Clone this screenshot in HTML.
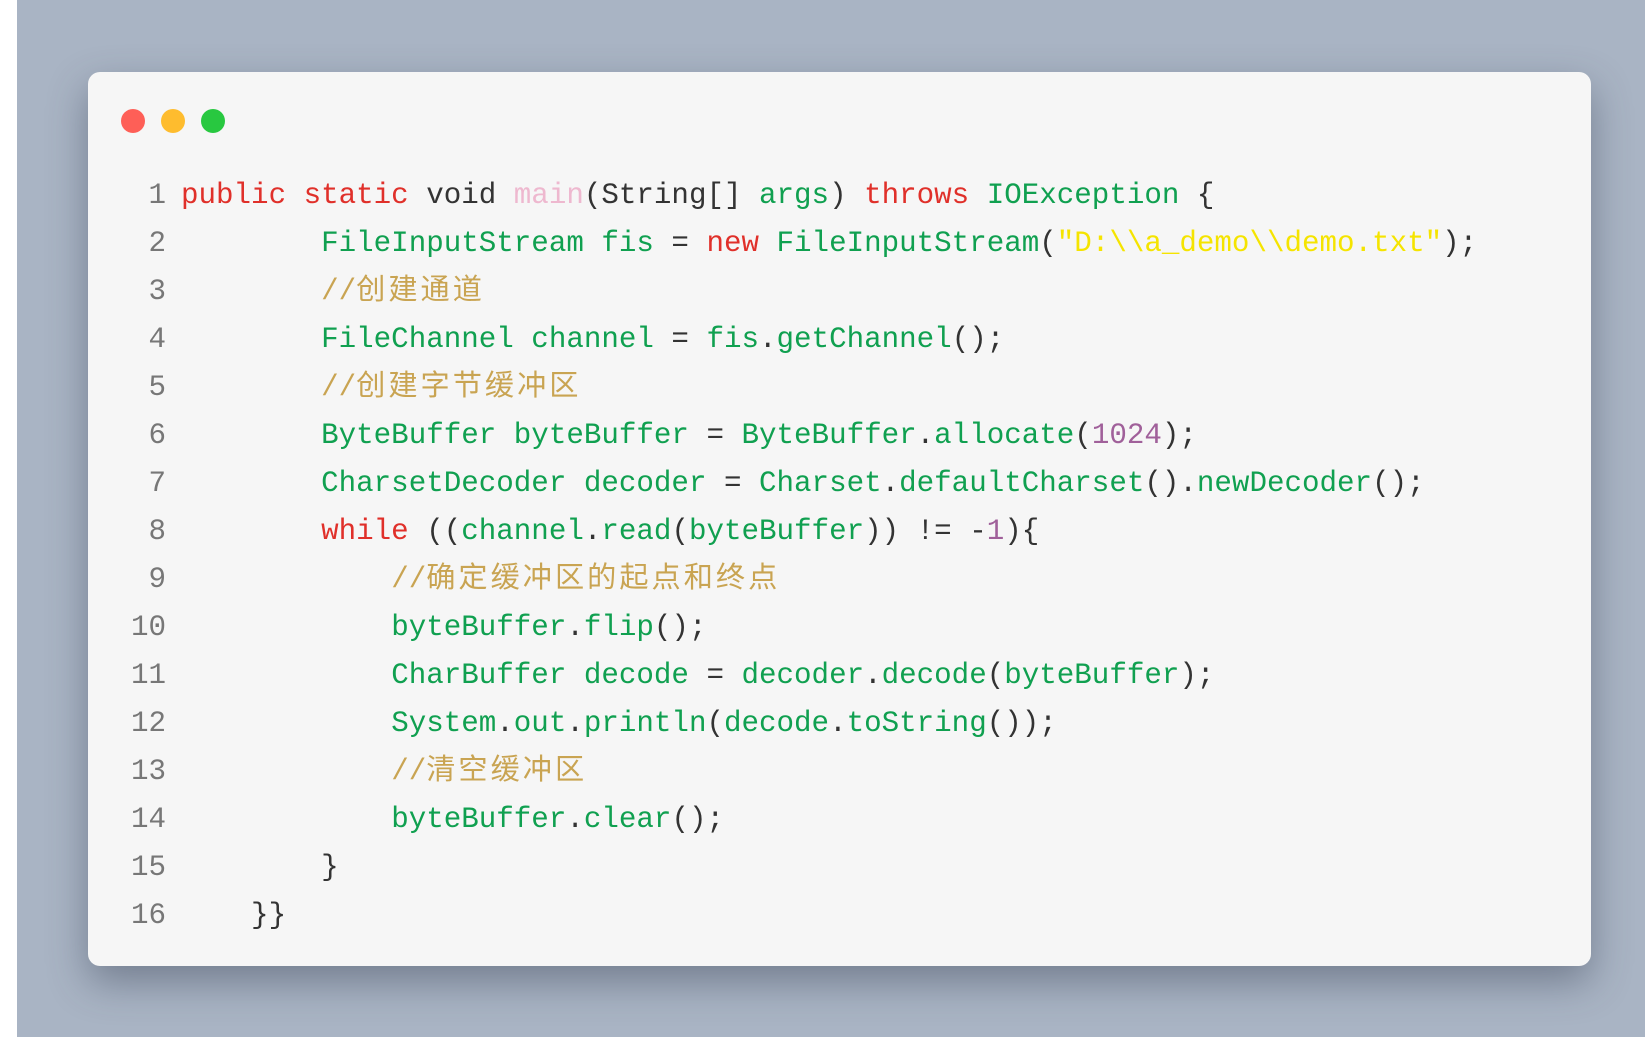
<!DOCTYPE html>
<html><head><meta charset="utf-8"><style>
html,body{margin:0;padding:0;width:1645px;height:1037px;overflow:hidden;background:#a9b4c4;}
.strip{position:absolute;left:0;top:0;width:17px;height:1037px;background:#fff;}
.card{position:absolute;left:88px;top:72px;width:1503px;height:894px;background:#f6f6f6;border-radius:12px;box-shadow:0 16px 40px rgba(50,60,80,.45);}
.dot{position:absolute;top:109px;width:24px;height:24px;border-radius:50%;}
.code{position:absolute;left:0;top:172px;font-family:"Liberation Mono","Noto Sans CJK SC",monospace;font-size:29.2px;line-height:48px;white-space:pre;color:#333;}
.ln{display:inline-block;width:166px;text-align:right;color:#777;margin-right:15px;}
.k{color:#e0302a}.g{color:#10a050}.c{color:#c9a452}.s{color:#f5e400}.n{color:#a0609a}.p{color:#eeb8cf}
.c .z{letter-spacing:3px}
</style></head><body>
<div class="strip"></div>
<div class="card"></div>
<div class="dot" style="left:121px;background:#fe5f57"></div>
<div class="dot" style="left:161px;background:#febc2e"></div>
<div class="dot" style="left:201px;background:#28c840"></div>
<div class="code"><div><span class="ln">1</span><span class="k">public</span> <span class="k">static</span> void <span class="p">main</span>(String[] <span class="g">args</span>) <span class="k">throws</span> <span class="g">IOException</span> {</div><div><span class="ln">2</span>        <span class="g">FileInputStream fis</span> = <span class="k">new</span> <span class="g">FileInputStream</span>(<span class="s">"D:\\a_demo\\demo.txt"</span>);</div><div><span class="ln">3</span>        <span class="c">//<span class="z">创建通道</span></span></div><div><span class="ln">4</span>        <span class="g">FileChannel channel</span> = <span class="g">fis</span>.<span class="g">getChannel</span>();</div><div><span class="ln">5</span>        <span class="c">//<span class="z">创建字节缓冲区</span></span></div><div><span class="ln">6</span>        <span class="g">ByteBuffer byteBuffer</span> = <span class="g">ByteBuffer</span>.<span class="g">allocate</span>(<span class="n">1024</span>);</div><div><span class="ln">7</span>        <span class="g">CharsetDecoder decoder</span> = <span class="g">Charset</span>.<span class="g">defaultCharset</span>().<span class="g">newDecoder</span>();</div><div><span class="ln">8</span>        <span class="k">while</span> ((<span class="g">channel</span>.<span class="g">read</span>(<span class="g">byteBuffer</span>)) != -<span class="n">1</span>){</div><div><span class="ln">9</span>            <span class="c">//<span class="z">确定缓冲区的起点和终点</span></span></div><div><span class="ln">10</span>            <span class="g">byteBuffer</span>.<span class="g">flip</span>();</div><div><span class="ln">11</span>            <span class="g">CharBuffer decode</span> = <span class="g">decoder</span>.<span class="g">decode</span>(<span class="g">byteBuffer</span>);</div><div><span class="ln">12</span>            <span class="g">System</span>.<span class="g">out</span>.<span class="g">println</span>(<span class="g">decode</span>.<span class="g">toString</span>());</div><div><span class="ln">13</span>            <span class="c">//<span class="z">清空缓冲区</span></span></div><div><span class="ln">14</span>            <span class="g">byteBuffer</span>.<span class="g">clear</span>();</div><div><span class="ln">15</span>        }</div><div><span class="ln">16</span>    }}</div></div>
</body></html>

## TASK TO COMPLETE
Reproduce the full material exactly, excluding the pictures.

## WRITTEN ANSWER
Clone this screenshot in HTML.
<!DOCTYPE html>
<html><head><meta charset="utf-8"><style>
html,body{margin:0;padding:0;width:1645px;height:1037px;overflow:hidden;background:#a9b4c4;}
.strip{position:absolute;left:0;top:0;width:17px;height:1037px;background:#fff;}
.card{position:absolute;left:88px;top:72px;width:1503px;height:894px;background:#f6f6f6;border-radius:12px;box-shadow:0 16px 40px rgba(50,60,80,.45);}
.dot{position:absolute;top:109px;width:24px;height:24px;border-radius:50%;}
.code{position:absolute;left:0;top:172px;font-family:"Liberation Mono","Noto Sans CJK SC",monospace;font-size:29.2px;line-height:48px;white-space:pre;color:#333;}
.ln{display:inline-block;width:166px;text-align:right;color:#777;margin-right:15px;}
.k{color:#e0302a}.g{color:#10a050}.c{color:#c9a452}.s{color:#f5e400}.n{color:#a0609a}.p{color:#eeb8cf}
.c .z{letter-spacing:3px}
</style></head><body>
<div class="strip"></div>
<div class="card"></div>
<div class="dot" style="left:121px;background:#fe5f57"></div>
<div class="dot" style="left:161px;background:#febc2e"></div>
<div class="dot" style="left:201px;background:#28c840"></div>
<div class="code"><div><span class="ln">1</span><span class="k">public</span> <span class="k">static</span> void <span class="p">main</span>(String[] <span class="g">args</span>) <span class="k">throws</span> <span class="g">IOException</span> {</div><div><span class="ln">2</span>        <span class="g">FileInputStream fis</span> = <span class="k">new</span> <span class="g">FileInputStream</span>(<span class="s">"D:\\a_demo\\demo.txt"</span>);</div><div><span class="ln">3</span>        <span class="c">//<span class="z">创建通道</span></span></div><div><span class="ln">4</span>        <span class="g">FileChannel channel</span> = <span class="g">fis</span>.<span class="g">getChannel</span>();</div><div><span class="ln">5</span>        <span class="c">//<span class="z">创建字节缓冲区</span></span></div><div><span class="ln">6</span>        <span class="g">ByteBuffer byteBuffer</span> = <span class="g">ByteBuffer</span>.<span class="g">allocate</span>(<span class="n">1024</span>);</div><div><span class="ln">7</span>        <span class="g">CharsetDecoder decoder</span> = <span class="g">Charset</span>.<span class="g">defaultCharset</span>().<span class="g">newDecoder</span>();</div><div><span class="ln">8</span>        <span class="k">while</span> ((<span class="g">channel</span>.<span class="g">read</span>(<span class="g">byteBuffer</span>)) != -<span class="n">1</span>){</div><div><span class="ln">9</span>            <span class="c">//<span class="z">确定缓冲区的起点和终点</span></span></div><div><span class="ln">10</span>            <span class="g">byteBuffer</span>.<span class="g">flip</span>();</div><div><span class="ln">11</span>            <span class="g">CharBuffer decode</span> = <span class="g">decoder</span>.<span class="g">decode</span>(<span class="g">byteBuffer</span>);</div><div><span class="ln">12</span>            <span class="g">System</span>.<span class="g">out</span>.<span class="g">println</span>(<span class="g">decode</span>.<span class="g">toString</span>());</div><div><span class="ln">13</span>            <span class="c">//<span class="z">清空缓冲区</span></span></div><div><span class="ln">14</span>            <span class="g">byteBuffer</span>.<span class="g">clear</span>();</div><div><span class="ln">15</span>        }</div><div><span class="ln">16</span>    }}</div></div>
</body></html>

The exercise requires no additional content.